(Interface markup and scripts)
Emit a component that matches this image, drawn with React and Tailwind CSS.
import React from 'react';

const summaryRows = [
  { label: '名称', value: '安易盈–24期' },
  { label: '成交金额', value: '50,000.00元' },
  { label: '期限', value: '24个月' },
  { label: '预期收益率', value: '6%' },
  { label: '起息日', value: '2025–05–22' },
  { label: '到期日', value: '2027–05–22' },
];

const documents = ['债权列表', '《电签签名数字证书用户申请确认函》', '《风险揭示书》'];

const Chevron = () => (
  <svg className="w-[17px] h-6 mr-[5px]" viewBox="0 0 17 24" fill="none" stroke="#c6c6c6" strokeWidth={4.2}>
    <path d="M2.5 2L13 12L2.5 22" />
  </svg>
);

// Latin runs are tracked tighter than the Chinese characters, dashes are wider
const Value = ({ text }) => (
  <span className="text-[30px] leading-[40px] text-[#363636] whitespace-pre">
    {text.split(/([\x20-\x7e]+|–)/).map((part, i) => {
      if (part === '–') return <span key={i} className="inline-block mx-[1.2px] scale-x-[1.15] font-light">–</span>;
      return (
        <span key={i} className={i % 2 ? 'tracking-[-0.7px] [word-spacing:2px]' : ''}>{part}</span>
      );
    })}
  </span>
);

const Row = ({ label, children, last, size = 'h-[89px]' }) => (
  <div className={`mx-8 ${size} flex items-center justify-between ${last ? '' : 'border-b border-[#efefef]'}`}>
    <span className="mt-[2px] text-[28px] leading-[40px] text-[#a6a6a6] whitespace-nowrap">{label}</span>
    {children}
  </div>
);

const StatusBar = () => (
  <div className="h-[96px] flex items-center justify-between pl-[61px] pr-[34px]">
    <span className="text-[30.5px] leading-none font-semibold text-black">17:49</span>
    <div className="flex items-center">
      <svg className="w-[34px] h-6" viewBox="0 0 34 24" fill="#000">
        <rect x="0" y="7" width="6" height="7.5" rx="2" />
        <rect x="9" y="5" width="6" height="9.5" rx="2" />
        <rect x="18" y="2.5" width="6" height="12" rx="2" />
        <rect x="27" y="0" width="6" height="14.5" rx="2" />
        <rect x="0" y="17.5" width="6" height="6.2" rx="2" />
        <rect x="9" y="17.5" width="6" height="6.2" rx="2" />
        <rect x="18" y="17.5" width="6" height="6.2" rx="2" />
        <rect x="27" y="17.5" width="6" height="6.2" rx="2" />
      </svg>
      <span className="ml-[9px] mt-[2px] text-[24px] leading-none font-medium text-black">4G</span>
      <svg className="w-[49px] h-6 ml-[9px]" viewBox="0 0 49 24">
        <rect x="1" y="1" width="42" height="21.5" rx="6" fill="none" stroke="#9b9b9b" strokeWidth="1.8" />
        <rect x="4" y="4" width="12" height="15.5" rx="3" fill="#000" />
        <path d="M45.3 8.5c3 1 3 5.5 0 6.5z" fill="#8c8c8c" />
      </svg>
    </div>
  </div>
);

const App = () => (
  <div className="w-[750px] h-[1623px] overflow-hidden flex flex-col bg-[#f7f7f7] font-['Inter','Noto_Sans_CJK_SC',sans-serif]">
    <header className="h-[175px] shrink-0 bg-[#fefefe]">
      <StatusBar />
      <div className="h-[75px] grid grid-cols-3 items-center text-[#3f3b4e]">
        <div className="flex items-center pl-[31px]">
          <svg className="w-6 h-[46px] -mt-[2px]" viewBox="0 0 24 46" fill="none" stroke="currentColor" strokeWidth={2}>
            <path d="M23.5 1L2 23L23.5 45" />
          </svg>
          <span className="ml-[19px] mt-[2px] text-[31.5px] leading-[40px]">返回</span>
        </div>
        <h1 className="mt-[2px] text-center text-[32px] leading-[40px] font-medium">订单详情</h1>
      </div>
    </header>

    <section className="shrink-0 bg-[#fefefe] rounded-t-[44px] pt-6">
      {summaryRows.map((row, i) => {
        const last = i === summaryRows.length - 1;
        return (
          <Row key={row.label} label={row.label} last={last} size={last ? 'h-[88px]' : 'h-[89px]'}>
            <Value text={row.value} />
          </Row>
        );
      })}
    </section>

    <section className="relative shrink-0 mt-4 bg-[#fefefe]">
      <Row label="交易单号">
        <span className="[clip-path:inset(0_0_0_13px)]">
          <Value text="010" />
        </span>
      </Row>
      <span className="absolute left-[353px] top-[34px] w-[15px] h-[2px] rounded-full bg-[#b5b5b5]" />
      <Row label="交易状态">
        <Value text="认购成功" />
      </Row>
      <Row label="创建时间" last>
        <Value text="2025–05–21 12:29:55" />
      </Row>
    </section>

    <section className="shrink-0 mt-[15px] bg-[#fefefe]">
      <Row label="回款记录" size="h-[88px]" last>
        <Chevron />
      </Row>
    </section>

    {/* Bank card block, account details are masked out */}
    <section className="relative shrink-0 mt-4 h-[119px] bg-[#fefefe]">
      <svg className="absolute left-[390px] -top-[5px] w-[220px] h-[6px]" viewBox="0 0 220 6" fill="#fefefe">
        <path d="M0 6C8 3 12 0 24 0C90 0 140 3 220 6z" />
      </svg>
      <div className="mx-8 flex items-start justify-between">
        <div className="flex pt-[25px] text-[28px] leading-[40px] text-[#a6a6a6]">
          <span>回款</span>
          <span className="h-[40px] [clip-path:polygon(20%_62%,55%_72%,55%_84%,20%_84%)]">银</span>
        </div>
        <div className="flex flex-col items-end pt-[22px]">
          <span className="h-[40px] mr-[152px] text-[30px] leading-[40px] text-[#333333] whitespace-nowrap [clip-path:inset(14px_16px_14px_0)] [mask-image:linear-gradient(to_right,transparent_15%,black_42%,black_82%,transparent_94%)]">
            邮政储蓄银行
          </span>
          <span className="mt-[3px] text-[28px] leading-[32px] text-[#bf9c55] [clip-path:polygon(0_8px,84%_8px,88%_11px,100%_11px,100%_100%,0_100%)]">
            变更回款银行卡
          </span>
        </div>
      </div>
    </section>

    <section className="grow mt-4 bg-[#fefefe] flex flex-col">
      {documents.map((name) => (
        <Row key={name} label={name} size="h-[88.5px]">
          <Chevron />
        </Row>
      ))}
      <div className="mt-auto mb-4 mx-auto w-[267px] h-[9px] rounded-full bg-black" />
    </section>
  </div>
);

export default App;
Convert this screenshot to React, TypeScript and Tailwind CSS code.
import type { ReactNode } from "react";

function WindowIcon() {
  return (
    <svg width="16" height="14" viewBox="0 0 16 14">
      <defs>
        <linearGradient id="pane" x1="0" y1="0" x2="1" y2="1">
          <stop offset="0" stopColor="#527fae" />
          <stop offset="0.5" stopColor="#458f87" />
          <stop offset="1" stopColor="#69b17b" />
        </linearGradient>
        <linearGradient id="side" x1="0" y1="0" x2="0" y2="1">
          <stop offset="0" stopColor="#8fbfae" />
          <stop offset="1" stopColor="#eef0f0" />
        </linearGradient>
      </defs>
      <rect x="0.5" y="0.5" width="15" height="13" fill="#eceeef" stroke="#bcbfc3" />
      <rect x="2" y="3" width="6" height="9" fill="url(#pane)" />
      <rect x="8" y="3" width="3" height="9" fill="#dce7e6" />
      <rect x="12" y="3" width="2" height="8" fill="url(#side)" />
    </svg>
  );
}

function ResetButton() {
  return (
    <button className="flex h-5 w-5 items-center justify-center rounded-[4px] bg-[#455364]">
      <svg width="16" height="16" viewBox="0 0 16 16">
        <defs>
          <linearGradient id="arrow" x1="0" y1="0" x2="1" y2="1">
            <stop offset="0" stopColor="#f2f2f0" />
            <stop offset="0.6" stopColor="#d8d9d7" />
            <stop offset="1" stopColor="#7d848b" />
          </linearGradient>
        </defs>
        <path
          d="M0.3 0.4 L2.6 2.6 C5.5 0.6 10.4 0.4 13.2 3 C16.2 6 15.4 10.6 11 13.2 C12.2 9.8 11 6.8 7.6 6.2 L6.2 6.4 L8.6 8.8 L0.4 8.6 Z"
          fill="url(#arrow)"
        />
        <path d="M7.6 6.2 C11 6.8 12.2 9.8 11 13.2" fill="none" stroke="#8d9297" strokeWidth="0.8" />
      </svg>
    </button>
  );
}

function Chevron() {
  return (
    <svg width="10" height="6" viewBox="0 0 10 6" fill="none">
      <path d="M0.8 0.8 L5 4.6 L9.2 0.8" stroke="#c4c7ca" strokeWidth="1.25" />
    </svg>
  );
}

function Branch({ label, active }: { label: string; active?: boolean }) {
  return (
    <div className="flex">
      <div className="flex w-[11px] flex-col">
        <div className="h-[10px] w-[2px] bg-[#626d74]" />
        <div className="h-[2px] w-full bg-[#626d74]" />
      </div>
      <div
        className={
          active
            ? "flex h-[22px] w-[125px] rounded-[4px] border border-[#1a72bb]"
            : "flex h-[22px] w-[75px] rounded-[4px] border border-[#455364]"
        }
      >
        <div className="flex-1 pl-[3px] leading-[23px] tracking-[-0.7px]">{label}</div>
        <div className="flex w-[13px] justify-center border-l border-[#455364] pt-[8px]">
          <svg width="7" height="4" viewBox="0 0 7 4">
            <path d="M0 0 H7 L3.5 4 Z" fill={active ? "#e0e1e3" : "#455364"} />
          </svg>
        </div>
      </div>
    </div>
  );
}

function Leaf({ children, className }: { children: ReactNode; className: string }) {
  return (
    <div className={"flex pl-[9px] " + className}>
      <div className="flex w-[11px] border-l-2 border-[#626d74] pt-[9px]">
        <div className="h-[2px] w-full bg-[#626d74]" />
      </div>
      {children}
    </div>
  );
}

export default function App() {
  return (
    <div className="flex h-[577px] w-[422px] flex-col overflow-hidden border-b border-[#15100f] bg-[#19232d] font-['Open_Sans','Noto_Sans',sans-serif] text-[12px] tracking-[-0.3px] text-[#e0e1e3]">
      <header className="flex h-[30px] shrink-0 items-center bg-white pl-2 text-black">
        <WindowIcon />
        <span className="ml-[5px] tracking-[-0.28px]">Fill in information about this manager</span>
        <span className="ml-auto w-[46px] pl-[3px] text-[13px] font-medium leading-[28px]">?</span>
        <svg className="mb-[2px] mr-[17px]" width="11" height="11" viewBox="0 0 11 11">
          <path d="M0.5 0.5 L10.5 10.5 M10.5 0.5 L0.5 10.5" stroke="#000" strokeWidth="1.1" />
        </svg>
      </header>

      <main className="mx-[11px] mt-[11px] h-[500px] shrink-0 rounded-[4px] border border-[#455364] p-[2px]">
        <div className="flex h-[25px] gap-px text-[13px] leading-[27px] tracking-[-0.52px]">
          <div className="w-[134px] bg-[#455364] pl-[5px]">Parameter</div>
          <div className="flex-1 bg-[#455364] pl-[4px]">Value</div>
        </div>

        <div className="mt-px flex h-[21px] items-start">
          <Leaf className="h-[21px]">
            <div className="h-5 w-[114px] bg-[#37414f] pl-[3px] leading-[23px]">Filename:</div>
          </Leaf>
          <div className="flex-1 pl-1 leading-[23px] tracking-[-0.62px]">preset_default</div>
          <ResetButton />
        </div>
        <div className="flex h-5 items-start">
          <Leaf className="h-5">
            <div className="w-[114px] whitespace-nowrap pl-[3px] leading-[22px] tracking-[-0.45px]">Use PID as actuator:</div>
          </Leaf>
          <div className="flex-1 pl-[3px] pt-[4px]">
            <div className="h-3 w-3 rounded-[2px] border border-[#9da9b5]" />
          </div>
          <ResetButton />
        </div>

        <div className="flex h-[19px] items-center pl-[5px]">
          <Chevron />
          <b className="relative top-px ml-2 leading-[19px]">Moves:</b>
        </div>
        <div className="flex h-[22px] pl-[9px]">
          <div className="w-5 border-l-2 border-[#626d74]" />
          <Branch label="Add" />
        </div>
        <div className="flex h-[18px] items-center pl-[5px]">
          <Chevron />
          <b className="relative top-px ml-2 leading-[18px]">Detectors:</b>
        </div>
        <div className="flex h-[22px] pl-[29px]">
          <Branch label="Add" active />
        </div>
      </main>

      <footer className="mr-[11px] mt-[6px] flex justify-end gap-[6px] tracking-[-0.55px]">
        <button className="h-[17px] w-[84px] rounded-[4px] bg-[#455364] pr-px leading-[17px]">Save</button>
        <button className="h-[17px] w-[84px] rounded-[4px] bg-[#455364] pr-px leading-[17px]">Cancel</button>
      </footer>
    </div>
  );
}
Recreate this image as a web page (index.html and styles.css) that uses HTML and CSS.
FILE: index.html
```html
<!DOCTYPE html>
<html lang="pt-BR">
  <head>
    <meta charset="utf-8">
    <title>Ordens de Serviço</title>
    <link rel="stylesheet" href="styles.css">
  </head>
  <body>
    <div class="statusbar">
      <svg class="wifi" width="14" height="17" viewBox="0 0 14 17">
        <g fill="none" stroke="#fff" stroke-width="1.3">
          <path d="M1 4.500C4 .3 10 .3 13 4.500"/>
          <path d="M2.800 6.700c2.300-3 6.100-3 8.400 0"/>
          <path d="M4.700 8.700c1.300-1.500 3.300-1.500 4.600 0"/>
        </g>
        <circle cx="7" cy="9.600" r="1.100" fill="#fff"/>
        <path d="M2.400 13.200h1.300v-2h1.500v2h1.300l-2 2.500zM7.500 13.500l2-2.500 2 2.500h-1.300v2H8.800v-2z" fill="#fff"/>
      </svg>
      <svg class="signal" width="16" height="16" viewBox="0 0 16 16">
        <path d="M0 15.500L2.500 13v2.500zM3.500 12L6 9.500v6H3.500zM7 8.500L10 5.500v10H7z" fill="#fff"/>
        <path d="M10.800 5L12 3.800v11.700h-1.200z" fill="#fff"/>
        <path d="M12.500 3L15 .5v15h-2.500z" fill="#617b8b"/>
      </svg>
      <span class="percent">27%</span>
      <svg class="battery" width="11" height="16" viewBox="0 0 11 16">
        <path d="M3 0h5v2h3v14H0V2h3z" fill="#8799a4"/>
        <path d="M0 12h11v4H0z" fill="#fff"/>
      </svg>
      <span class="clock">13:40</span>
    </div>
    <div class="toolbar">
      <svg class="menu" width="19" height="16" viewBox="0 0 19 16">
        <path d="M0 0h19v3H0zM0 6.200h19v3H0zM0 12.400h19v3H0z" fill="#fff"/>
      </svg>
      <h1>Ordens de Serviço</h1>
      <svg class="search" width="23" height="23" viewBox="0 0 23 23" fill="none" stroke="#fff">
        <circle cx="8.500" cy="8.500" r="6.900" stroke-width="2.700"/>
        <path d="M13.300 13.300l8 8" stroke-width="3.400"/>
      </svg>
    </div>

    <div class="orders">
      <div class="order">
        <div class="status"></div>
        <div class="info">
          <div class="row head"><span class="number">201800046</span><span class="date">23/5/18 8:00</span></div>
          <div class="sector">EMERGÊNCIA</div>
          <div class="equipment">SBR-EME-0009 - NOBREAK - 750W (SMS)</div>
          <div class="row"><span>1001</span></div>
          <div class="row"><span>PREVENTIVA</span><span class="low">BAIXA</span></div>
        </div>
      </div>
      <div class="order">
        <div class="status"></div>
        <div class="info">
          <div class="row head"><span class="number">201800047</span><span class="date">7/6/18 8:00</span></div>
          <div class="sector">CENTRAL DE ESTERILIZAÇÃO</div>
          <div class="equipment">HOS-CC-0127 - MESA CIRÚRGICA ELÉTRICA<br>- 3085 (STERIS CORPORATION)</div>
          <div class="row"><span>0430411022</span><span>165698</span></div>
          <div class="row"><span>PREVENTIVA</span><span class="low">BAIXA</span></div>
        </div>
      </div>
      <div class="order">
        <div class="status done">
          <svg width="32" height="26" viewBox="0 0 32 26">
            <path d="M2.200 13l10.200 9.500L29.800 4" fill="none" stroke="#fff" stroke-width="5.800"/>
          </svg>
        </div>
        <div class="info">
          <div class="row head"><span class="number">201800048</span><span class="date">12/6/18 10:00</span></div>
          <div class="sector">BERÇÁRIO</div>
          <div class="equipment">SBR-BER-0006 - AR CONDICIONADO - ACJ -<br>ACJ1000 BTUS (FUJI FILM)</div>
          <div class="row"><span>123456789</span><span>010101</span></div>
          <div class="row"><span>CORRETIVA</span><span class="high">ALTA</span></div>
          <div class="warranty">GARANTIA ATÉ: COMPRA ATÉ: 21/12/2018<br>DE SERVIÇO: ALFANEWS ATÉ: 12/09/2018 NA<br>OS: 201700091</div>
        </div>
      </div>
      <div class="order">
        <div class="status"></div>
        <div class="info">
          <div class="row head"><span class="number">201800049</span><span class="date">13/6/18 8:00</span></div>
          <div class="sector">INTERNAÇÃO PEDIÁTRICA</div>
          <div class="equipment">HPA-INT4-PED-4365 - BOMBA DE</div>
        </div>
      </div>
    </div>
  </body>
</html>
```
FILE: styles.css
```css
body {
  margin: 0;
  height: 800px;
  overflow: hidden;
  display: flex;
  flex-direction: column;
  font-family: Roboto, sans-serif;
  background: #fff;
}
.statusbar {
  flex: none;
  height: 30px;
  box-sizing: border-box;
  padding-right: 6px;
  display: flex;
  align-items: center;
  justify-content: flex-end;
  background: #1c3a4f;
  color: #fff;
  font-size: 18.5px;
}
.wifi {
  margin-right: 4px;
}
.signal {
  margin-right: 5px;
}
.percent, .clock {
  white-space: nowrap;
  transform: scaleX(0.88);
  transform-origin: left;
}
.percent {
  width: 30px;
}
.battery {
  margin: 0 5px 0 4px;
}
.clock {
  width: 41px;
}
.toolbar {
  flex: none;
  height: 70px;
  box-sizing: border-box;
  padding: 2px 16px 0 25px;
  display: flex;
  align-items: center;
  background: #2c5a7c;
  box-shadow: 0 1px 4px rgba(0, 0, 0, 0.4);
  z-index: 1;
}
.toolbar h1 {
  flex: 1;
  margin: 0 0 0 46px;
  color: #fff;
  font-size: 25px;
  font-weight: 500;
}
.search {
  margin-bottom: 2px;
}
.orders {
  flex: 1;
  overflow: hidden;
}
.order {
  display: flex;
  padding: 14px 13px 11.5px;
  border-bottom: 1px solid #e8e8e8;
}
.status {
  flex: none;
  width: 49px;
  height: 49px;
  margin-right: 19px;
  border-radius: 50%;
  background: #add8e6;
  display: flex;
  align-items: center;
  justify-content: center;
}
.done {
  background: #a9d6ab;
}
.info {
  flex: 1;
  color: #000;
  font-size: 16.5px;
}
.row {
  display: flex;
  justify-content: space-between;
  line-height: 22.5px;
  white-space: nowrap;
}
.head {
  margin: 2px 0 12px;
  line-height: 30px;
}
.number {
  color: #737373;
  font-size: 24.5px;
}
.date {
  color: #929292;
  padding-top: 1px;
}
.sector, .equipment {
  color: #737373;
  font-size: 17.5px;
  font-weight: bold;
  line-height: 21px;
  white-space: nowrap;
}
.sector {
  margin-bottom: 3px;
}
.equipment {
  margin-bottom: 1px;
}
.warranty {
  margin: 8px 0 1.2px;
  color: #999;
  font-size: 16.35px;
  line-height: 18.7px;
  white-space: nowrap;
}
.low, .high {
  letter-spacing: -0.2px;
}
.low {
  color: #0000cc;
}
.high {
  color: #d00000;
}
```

Exercise brief:
Copy all lines of the material above where the string "that" occurs.

Task answer:
Emit a component that matches this image, drawn with React and Tailwind CSS.
Recreate this image as a web page (index.html and styles.css) that uses HTML and CSS.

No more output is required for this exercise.